馬鹿かも知れないが自分の頭を使える菅政権

 菅総理浜岡原発の発電中止を中部電力に要請した。先日の大地震の余震がいまだに収まらず、静岡や長野でも大地震の刺激で震度5以上の地震がおきている状況で、だいぶ前からおきると予想されている東南海地震が起きてしまうのではないかというのは誰でも心配することである。それが起きたとき浜岡原発が無事である保証はない。もちろんこれまで地震の揺れだけで過酷事故を起こした原発はないし、福島が過酷事故になったのは津波による電源喪失であってその対策は比較的簡単だ。だから東南海地震がきても浜岡原発が無事である可能性は高いと思う。しかし今回の震災の震源は比較的遠かったので東南海地震震源域に立地する浜岡原発への影響が東日本大震災と同規模であると推定することはできないだろう。もし地震により浜岡の制御に失敗したとき、その影響は福島の比ではない。福島ではほとんど海に飛んだ放射能が浜岡の場合は首都圏に降る確率がはるかに高いし、浜岡周辺半径20kmの範囲にはトヨタ関連企業など日本の主力企業群が多い。それらが避難指示で使えなくなり復興の見通しもたたなくなったとき、日本の復興の希望もなくなるだろう。それを考えれば余震が続くこの時期に浜岡原子炉を止めておくというのは当然行われるべきことであると考える。しかしその決定は中部電力や官僚機構にはできないだろう。今回も反発する勢力は反発しているようだ。明らかな反発社説を載せている産経新聞は「立地上の特異性は以前から指摘されていた」「国と電力会社と住民は、これらを十分に理解したうえで、安全な運転について合意してきた」「これまでの合意形成の経緯をも否定するものになりかねない」と述べている。これらは福島でも行われてきたことであり、その結果が現在の福島であることを考えれば理由にならないと思うのだが、まさにこういう理由から中部電力経産省原発を止められないと思われる。浜岡原発を止められるとすれば今回のような形で政府が自分の頭で考えて決断するしかない。政府の自己否定にも見えるような今回の決断は頭が悪いかも知れないがそれでも自分の頭を使う力のある菅政権ならではだろう。政治家としての仕事をちゃんとやったわけであり高く評価すべきである。
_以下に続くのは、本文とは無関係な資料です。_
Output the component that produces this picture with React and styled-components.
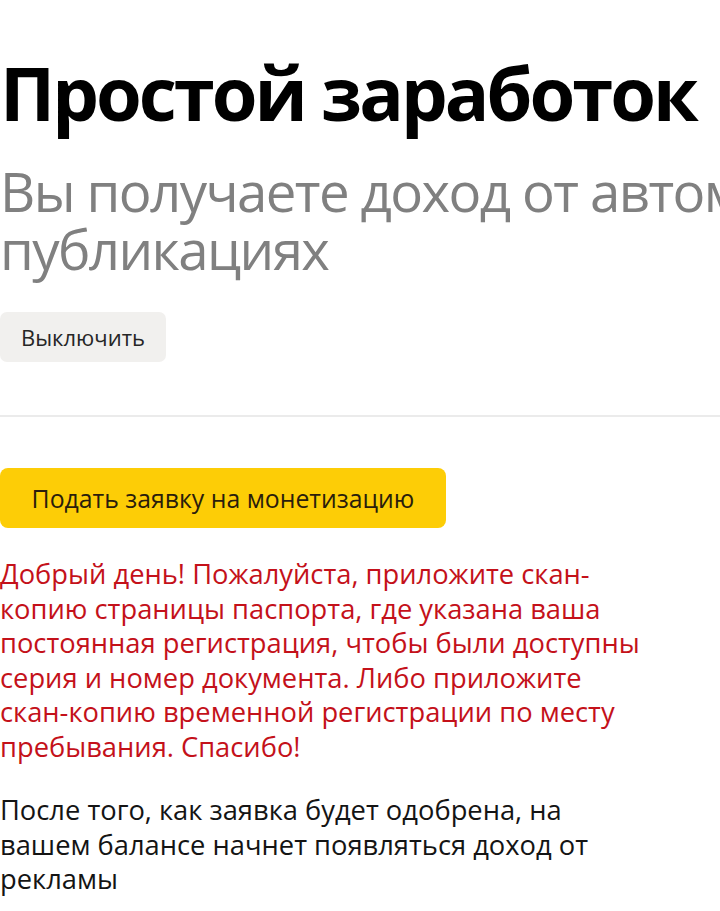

 なお、本来ならこれは総理大臣の決断ではなく、経産省から独立した原子力の危険評価を行う技術力をもち、危険な原子炉を止める権限をもつ原子力安全規制機関が行うべき仕事である。それが無いから菅総理が決断し、法的根拠のない「要請」を行わなければならなかった。つまり実質的に日本では原発が危険である場合に原発を止める仕組みが無い。保安院がそうだという人もいるかもしれないが、保安院には危険評価の力がないことは福島の例で証明されてしまっているし、保安院経産省の部局だから中止を命令することはないだろう。実質的に評価技術力のあるそういった機関ができるまでは実際には原発が危険かどうかはわからないので本来なら現段階では全ての原発を止め、実質的に機能する危険評価の仕組みを作ってから合格した順に稼動再開するのが正しい方法だろう。原発推進派も反対派も原子力安全規制部局を経産省から独立させるべきである点では主張は一致している。原発が自分のコントロール下から離れることを嫌がる経産省と危険な原発を止められては困る電力会社が抵抗しているのだ。経産省はいい加減に自己の利益より国益を優先した行動を示してほしいものである。電力会社が営利企業でいいのか、日本はよく考えるべきである。